Google promises to sell Pixel replacement parts in partnership with iFixit

Google promises to sell Pixel replacement parts in partnership with iFixit

Many smartphone manufacturers have been attempting (with mixed results) to decrease the negative environmental impact of their devices, and part of that means keeping existing phones working for as long as possible, so they don’t end up in landfills after just a year or two. Samsung announced last month that it will start selling replacement parts for Galaxy phones and tablets “this summer,” and now Google is working towards the same goal for its smartphones.

Google announced in a blog post, “starting later this year, genuine Pixel spare parts will be available for purchase at for Pixel 2 through Pixel 6 Pro, as well as future Pixel models, in the U.S., UK, Canada, Australia and EU countries where Pixel is available.

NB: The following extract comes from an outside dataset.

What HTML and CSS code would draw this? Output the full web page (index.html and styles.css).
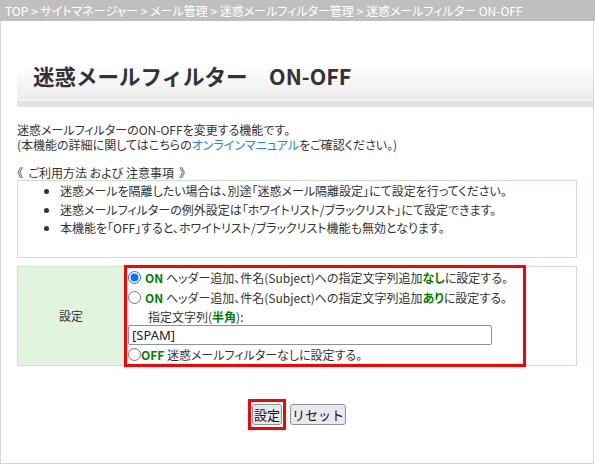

The full range of spare parts for common Pixel phone repairs — things like batteries, replacement displays, cameras and more — will be available either individually or in iFixit Fix Kits, which include tools like screwdriver bits and spudgers.”


Samsung said it was working with iFixit to create repair guides for its phones and tablets, while Google is apparently going a step further and also selling parts directly through iFixit. That seems to be a growing trend with tech companies, as Valve has also partnered with iFixit on repair guides and parts for the new Steam Deck console.

In case you’re like me and don’t have the skill or coordination required to repair a modern smartphone, Google is still partnered with repair shops like uBreakiFix. The company says it will expand availability of training and tools to more repair partners in the future, so we might see more options for repair services soon.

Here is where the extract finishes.